Sabe-se que esse instituto de excução penal tem como - a própria lei diz isso - atingir o objetivo da pena, que é a ressocialização, e não existe nada mais ressocializador do que conviver com a família (eu disse isso também no texto blogado a 23/1/13 - dentre os controles sociais informais está a família). Nils Christie, norueguês, numa magnífica obra chamada "Limits to pain" - não existe tradução em português, somente em espanhol: "Los límites del dolor" - descreve o abandono pela família que sofriam os presos em Cuba condenados a longas penas: com o passar do tempo as visitas dos familiares começavam a escassear, até cessar.
Na mais recente saída temporária, a para as festas natalinas de 2012, 5% dos que saíram não voltaram e isso bastou para que manchetes fossem estampadas apregoando isso, algumas iniciando campanhas para que a lei nesse ponto seja revogada e não mais exista a saída temporária. Vamos falar em números: a inadimplência das famílias endividadas foi de 15,3% - a inadimplência é um ilícito civil. Em 2010, das novas empresas 16,3% faliram - a falência é um ilícito.A previsão da inflação para 2012 era de 5,46%. Quando essa porcentagem se refere a pessoas, presos, que estão "saboreando" um pouco de liberdade, ela é irrisória. Pretender que todos voltem é dar atestado de ignorância sobre a natureza humana.

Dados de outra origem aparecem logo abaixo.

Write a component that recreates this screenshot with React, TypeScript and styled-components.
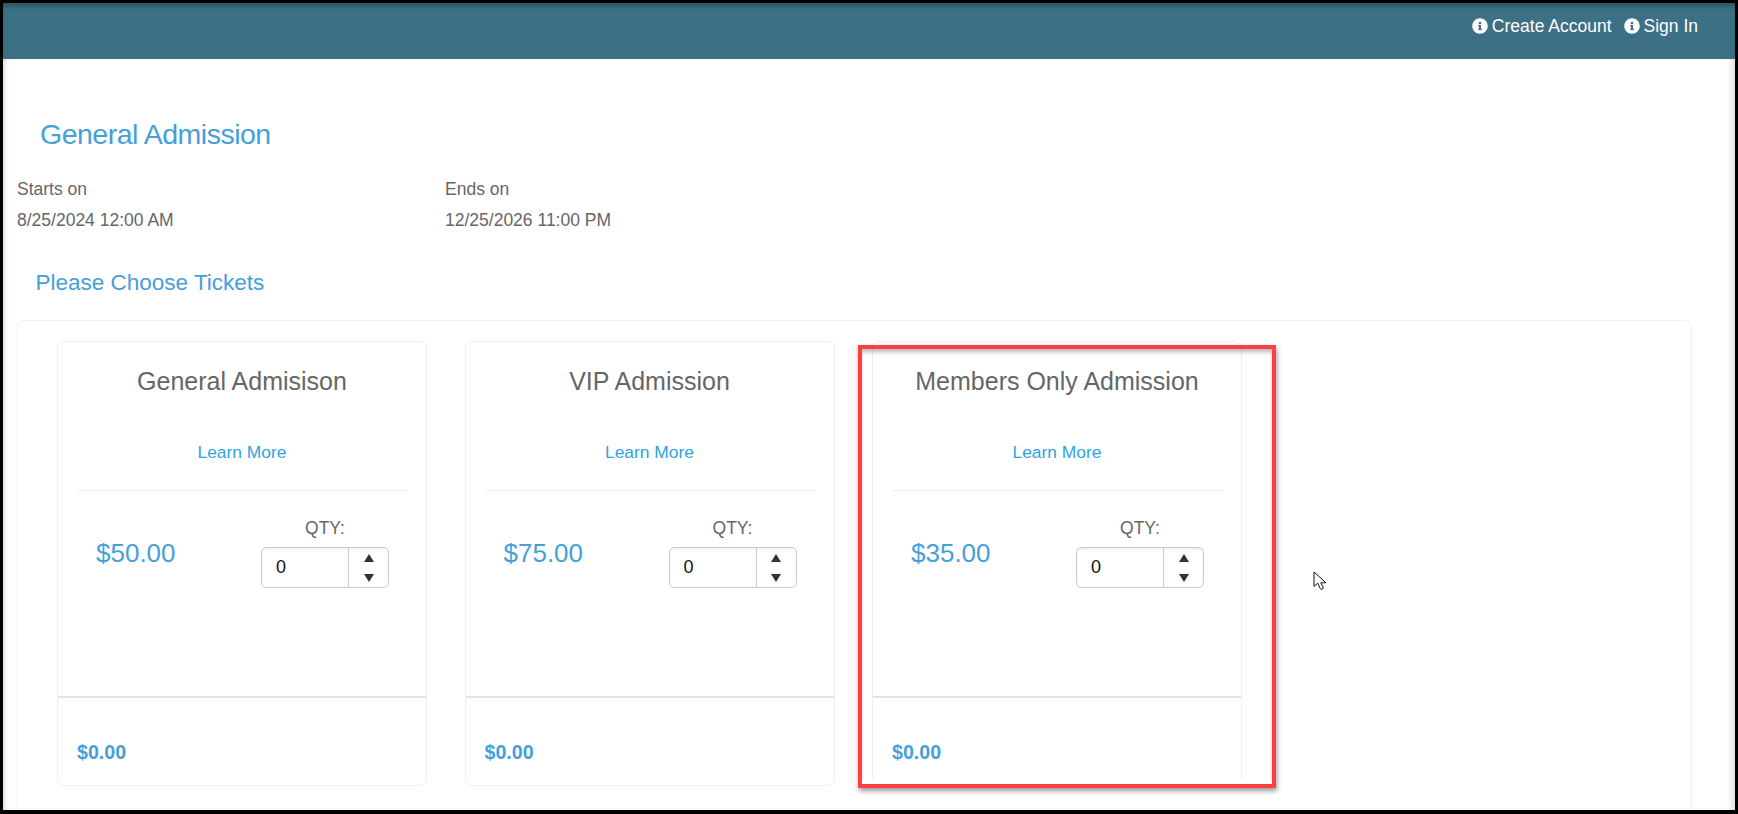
import React from "react";
import styled, { createGlobalStyle } from "styled-components";
import { FaInfoCircle } from "react-icons/fa";

const Global = createGlobalStyle`
  html, body { margin: 0; padding: 0; background: #000; }
  body { font-family: "Liberation Sans", Arial, sans-serif; }
  * { box-sizing: border-box; }
`;

const Frame = styled.div`
  position: relative;
  width: 1738px;
  height: 814px;
  padding: 3px 3px 4px 3px;
  background: #000;
  overflow: hidden;
`;

const Screen = styled.div`
  position: relative;
  height: 100%;
  background: #fff;
  overflow: hidden;
  display: flex;
  flex-direction: column;
`;

const TopBar = styled.header`
  flex: none;
  height: 56px;
  background: #3c7084;
  box-shadow: inset 0 5px 5px -2px rgba(0, 0, 0, 0.28);
  display: flex;
  justify-content: flex-end;
  align-items: center;
  gap: 12px;
  padding: 0 37px 10px 0;
`;

const NavLink = styled.a`
  display: flex;
  align-items: center;
  gap: 4px;
  color: #fff;
  font-size: 17.5px;
  line-height: 24px;
  svg { width: 16px; height: 16px; }
`;

const Main = styled.main`
  flex: 1;
  min-height: 0;
  padding: 58px 43px 0 14px;
  box-shadow: inset 5px 0 5px -3px rgba(0, 0, 0, 0.14), inset -6px 0 6px -3px rgba(0, 0, 0, 0.14);
`;

const Heading = styled.h1`
  margin: 0 0 22.5px 23px;
  font-size: 28.5px;
  font-weight: 400;
  letter-spacing: -0.5px;
  line-height: 34px;
  color: #459fda;
`;

const DateRow = styled.div`
  display: flex;
`;

const DateCol = styled.div`
  width: 428px;
  font-size: 17.5px;
  line-height: 31px;
  color: #666;
`;

const SubHeading = styled.h2`
  margin: 34px 0 24px 18.5px;
  font-size: 22.5px;
  font-weight: 400;
  line-height: 26px;
  color: #459fda;
`;

const Panel = styled.section`
  height: 600px;
  border: 1px solid #f1f1f1;
  border-radius: 7px;
  padding: 20px 0 0 39px;
  display: grid;
  grid-template-columns: repeat(3, 370px);
  column-gap: 37.5px;
  align-items: start;
`;

const Card = styled.article`
  height: 445px;
  border: 1px solid #efefef;
  border-radius: 7px;
  display: flex;
  flex-direction: column;
`;

const CardTitle = styled.h3`
  margin: 24px 0 0;
  font-size: 25px;
  font-weight: 400;
  line-height: 30px;
  text-align: center;
  color: #666;
`;

const LearnMore = styled.a`
  display: block;
  margin-top: 44px;
  font-size: 17.4px;
  line-height: 24px;
  text-align: center;
  color: #2fa4e2;
`;

const CardBody = styled.div`
  margin: 26px 19px 0;
  padding: 26px 0 0 19px;
  border-top: 1px solid #eee;
  display: flex;
  justify-content: space-between;
`;

const Price = styled.div`
  padding-top: 21px;
  font-size: 26px;
  line-height: 30px;
  color: #459fda;
`;

const QtyCol = styled.div`
  width: 128px;
  margin-right: 18px;
  display: flex;
  flex-direction: column;
  align-items: center;
`;

const QtyLabel = styled.label`
  font-size: 17.5px;
  line-height: 22px;
  color: #666;
  margin-bottom: 8px;
`;

const Spinner = styled.div`
  width: 128px;
  height: 41px;
  border: 1px solid #ccc;
  border-radius: 5px;
  display: flex;
  box-shadow: inset 0 1px 2px rgba(0, 0, 0, 0.08);
`;

const QtyInput = styled.input`
  flex: 1;
  min-width: 0;
  border: 0;
  border-right: 1px solid #ccc;
  background: transparent;
  outline: none;
  padding: 0 0 0 14px;
  font-family: "Liberation Sans", Arial, sans-serif;
  font-size: 18px;
  color: #111;
`;

const Arrows = styled.div`
  width: 39px;
  flex: none;
  display: flex;
  flex-direction: column;
  align-items: center;
  justify-content: space-between;
  padding: 6px 0 5px;
  svg { display: block; }
`;

const CardFooter = styled.div`
  margin-top: auto;
  height: 89px;
  border-top: 2px solid #e3e3e3;
  padding: 41px 0 0 19px;
  font-size: 19.6px;
  font-weight: 700;
  line-height: 26px;
  color: #459fda;
`;

const Highlight = styled.div`
  position: absolute;
  left: 855px;
  top: 342px;
  width: 418px;
  height: 443px;
  border: 4px solid #fb4040;
  box-shadow: 1px 3px 5px rgba(0, 0, 0, 0.4), inset 0 4px 4px -1px rgba(0, 0, 0, 0.28);
  pointer-events: none;
  &::after {
    content: "";
    position: absolute;
    left: 0;
    right: 0;
    bottom: 0;
    height: 5px;
    background: #fff;
  }
`;

const Cursor = styled.svg`
  position: absolute;
  left: 1310px;
  top: 568px;
`;

const tickets = [
  { name: "General Admisison", price: "$50.00" },
  { name: "VIP Admission", price: "$75.00" },
  { name: "Members Only Admission", price: "$35.00" },
];

const App: React.FC = () => (
  <Frame>
    <Global />
    <Screen>
      <TopBar>
        <NavLink><FaInfoCircle />Create Account</NavLink>
        <NavLink><FaInfoCircle />Sign In</NavLink>
      </TopBar>
      <Main>
        <Heading>General Admission</Heading>
        <DateRow>
          <DateCol>Starts on<br />8/25/2024 12:00 AM</DateCol>
          <DateCol>Ends on<br />12/25/2026 11:00 PM</DateCol>
        </DateRow>
        <SubHeading>Please Choose Tickets</SubHeading>
        <Panel>
          {tickets.map((t) => (
            <Card key={t.name}>
              <CardTitle>{t.name}</CardTitle>
              <LearnMore>Learn More</LearnMore>
              <CardBody>
                <Price>{t.price}</Price>
                <QtyCol>
                  <QtyLabel>QTY:</QtyLabel>
                  <Spinner>
                    <QtyInput value="0" readOnly />
                    <Arrows>
                      <svg width="10" height="8" viewBox="0 0 10 8"><path d="M5 0 L10 8 H0 Z" fill="#333" /></svg>
                      <svg width="10" height="8" viewBox="0 0 10 8"><path d="M0 0 H10 L5 8 Z" fill="#333" /></svg>
                    </Arrows>
                  </Spinner>
                </QtyCol>
              </CardBody>
              <CardFooter>$0.00</CardFooter>
            </Card>
          ))}
        </Panel>
      </Main>
      <Highlight />
      <Cursor width="15" height="21" viewBox="0 0 15 21">
        <path d="M1 1 V15.5 L4.8 12.2 L7.2 17.6 Q8 19 9.6 18 Q10.6 17.2 10 16 L7.8 11.8 H13 Z" fill="#fff" stroke="#111" strokeWidth="1" strokeLinejoin="round" />
      </Cursor>
    </Screen>
  </Frame>
);

export default App;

O preso que não retornou abandonou o cumprimento da pena e fatalmente regredirá ao regime mais severo, o fechado. O não retorno não é crime: é falta grave que acarreta a regressão.
Querer revogar o benefício por conta de 5% é, no mínimo, desrespeitar o princípio da igualdade: os outros 95% que retornaram e se mostraram dignos de receber o benefício serão prejudicados. Não é difícil enxergar isso.